→ THE REQUEST
Repeat the listing word for word. No pictures belong in the copy.

→ DATA
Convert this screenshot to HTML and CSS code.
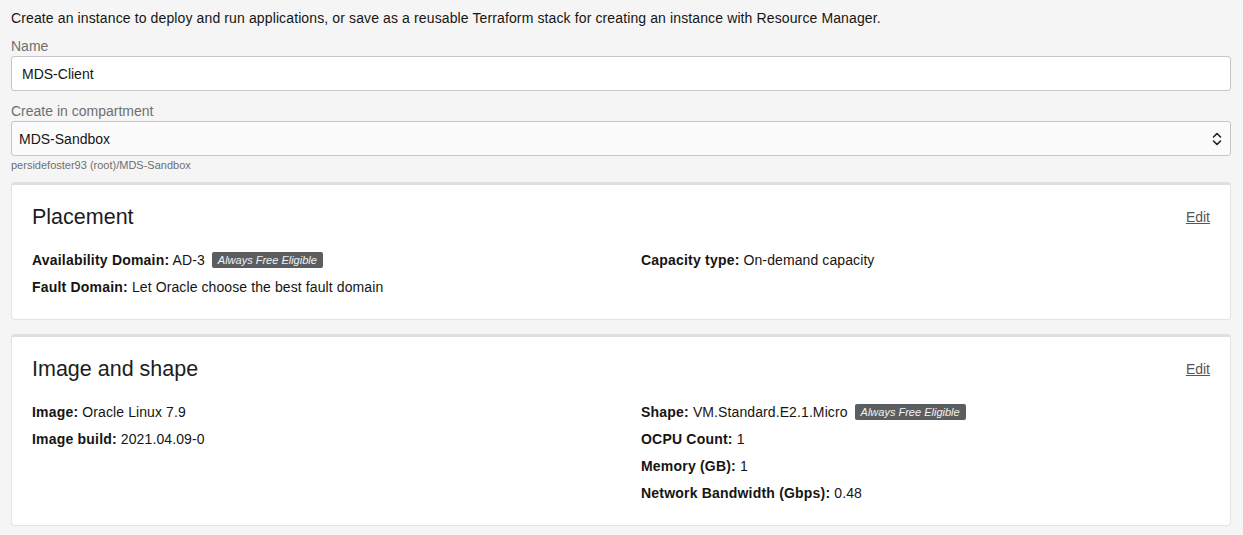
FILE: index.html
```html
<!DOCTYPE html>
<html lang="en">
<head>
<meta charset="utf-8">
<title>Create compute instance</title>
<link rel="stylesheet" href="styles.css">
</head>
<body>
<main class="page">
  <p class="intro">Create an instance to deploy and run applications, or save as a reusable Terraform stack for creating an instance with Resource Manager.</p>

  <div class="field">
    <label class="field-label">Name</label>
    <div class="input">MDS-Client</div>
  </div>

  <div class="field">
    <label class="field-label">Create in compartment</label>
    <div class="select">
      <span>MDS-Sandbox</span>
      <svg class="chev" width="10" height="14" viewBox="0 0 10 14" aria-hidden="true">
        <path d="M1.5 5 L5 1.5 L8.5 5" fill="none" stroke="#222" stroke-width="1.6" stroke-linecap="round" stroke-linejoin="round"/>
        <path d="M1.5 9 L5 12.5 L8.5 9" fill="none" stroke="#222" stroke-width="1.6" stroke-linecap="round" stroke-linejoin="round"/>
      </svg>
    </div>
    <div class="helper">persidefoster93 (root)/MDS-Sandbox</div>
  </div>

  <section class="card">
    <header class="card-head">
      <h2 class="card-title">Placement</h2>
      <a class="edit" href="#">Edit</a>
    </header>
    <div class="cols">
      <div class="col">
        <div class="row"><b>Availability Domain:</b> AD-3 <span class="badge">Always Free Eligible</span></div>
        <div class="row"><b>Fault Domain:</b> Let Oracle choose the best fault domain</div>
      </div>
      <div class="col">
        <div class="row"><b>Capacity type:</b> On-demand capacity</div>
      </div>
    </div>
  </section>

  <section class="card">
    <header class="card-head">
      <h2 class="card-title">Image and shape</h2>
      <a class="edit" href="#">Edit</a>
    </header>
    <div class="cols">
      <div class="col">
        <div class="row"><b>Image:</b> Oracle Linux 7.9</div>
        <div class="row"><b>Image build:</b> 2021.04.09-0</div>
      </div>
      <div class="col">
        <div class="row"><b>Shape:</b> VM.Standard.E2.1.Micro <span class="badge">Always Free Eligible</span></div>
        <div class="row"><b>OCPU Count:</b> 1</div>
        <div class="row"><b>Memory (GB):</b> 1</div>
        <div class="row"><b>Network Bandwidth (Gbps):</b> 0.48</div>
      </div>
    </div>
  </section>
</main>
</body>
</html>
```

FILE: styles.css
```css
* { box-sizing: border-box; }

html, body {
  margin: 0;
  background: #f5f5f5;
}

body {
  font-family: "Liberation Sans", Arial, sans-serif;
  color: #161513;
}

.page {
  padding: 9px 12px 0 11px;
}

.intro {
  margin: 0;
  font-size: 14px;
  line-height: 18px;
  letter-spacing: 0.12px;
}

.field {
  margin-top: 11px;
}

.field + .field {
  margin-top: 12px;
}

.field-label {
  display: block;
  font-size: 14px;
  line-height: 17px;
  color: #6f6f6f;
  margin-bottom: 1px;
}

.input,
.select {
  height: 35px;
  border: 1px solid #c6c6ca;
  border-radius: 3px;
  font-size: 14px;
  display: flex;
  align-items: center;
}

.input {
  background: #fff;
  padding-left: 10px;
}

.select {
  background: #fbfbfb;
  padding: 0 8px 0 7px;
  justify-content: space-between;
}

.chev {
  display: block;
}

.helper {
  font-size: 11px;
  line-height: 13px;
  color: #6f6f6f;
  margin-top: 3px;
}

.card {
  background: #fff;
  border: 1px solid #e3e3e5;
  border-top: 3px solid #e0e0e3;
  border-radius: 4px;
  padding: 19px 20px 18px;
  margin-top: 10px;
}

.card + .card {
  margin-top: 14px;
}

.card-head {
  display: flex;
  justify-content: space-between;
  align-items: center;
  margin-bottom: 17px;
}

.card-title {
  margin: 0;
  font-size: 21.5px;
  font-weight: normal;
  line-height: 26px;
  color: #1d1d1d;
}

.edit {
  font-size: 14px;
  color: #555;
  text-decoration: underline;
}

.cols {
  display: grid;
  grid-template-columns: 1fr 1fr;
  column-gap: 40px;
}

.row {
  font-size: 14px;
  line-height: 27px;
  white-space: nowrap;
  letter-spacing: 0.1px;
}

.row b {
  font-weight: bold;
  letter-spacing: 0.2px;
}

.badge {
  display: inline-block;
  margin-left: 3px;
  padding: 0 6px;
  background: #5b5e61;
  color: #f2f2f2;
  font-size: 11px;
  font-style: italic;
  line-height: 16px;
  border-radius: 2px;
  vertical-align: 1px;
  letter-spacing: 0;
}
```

→ SOLUTION
Convert this screenshot to HTML and CSS code.
FILE: index.html
```html
<!DOCTYPE html>
<html lang="en">
<head>
<meta charset="utf-8">
<title>Create compute instance</title>
<link rel="stylesheet" href="styles.css">
</head>
<body>
<main class="page">
  <p class="intro">Create an instance to deploy and run applications, or save as a reusable Terraform stack for creating an instance with Resource Manager.</p>

  <div class="field">
    <label class="field-label">Name</label>
    <div class="input">MDS-Client</div>
  </div>

  <div class="field">
    <label class="field-label">Create in compartment</label>
    <div class="select">
      <span>MDS-Sandbox</span>
      <svg class="chev" width="10" height="14" viewBox="0 0 10 14" aria-hidden="true">
        <path d="M1.5 5 L5 1.5 L8.5 5" fill="none" stroke="#222" stroke-width="1.6" stroke-linecap="round" stroke-linejoin="round"/>
        <path d="M1.5 9 L5 12.5 L8.5 9" fill="none" stroke="#222" stroke-width="1.6" stroke-linecap="round" stroke-linejoin="round"/>
      </svg>
    </div>
    <div class="helper">persidefoster93 (root)/MDS-Sandbox</div>
  </div>

  <section class="card">
    <header class="card-head">
      <h2 class="card-title">Placement</h2>
      <a class="edit" href="#">Edit</a>
    </header>
    <div class="cols">
      <div class="col">
        <div class="row"><b>Availability Domain:</b> AD-3 <span class="badge">Always Free Eligible</span></div>
        <div class="row"><b>Fault Domain:</b> Let Oracle choose the best fault domain</div>
      </div>
      <div class="col">
        <div class="row"><b>Capacity type:</b> On-demand capacity</div>
      </div>
    </div>
  </section>

  <section class="card">
    <header class="card-head">
      <h2 class="card-title">Image and shape</h2>
      <a class="edit" href="#">Edit</a>
    </header>
    <div class="cols">
      <div class="col">
        <div class="row"><b>Image:</b> Oracle Linux 7.9</div>
        <div class="row"><b>Image build:</b> 2021.04.09-0</div>
      </div>
      <div class="col">
        <div class="row"><b>Shape:</b> VM.Standard.E2.1.Micro <span class="badge">Always Free Eligible</span></div>
        <div class="row"><b>OCPU Count:</b> 1</div>
        <div class="row"><b>Memory (GB):</b> 1</div>
        <div class="row"><b>Network Bandwidth (Gbps):</b> 0.48</div>
      </div>
    </div>
  </section>
</main>
</body>
</html>
```

FILE: styles.css
```css
* { box-sizing: border-box; }

html, body {
  margin: 0;
  background: #f5f5f5;
}

body {
  font-family: "Liberation Sans", Arial, sans-serif;
  color: #161513;
}

.page {
  padding: 9px 12px 0 11px;
}

.intro {
  margin: 0;
  font-size: 14px;
  line-height: 18px;
  letter-spacing: 0.12px;
}

.field {
  margin-top: 11px;
}

.field + .field {
  margin-top: 12px;
}

.field-label {
  display: block;
  font-size: 14px;
  line-height: 17px;
  color: #6f6f6f;
  margin-bottom: 1px;
}

.input,
.select {
  height: 35px;
  border: 1px solid #c6c6ca;
  border-radius: 3px;
  font-size: 14px;
  display: flex;
  align-items: center;
}

.input {
  background: #fff;
  padding-left: 10px;
}

.select {
  background: #fbfbfb;
  padding: 0 8px 0 7px;
  justify-content: space-between;
}

.chev {
  display: block;
}

.helper {
  font-size: 11px;
  line-height: 13px;
  color: #6f6f6f;
  margin-top: 3px;
}

.card {
  background: #fff;
  border: 1px solid #e3e3e5;
  border-top: 3px solid #e0e0e3;
  border-radius: 4px;
  padding: 19px 20px 18px;
  margin-top: 10px;
}

.card + .card {
  margin-top: 14px;
}

.card-head {
  display: flex;
  justify-content: space-between;
  align-items: center;
  margin-bottom: 17px;
}

.card-title {
  margin: 0;
  font-size: 21.5px;
  font-weight: normal;
  line-height: 26px;
  color: #1d1d1d;
}

.edit {
  font-size: 14px;
  color: #555;
  text-decoration: underline;
}

.cols {
  display: grid;
  grid-template-columns: 1fr 1fr;
  column-gap: 40px;
}

.row {
  font-size: 14px;
  line-height: 27px;
  white-space: nowrap;
  letter-spacing: 0.1px;
}

.row b {
  font-weight: bold;
  letter-spacing: 0.2px;
}

.badge {
  display: inline-block;
  margin-left: 3px;
  padding: 0 6px;
  background: #5b5e61;
  color: #f2f2f2;
  font-size: 11px;
  font-style: italic;
  line-height: 16px;
  border-radius: 2px;
  vertical-align: 1px;
  letter-spacing: 0;
}
```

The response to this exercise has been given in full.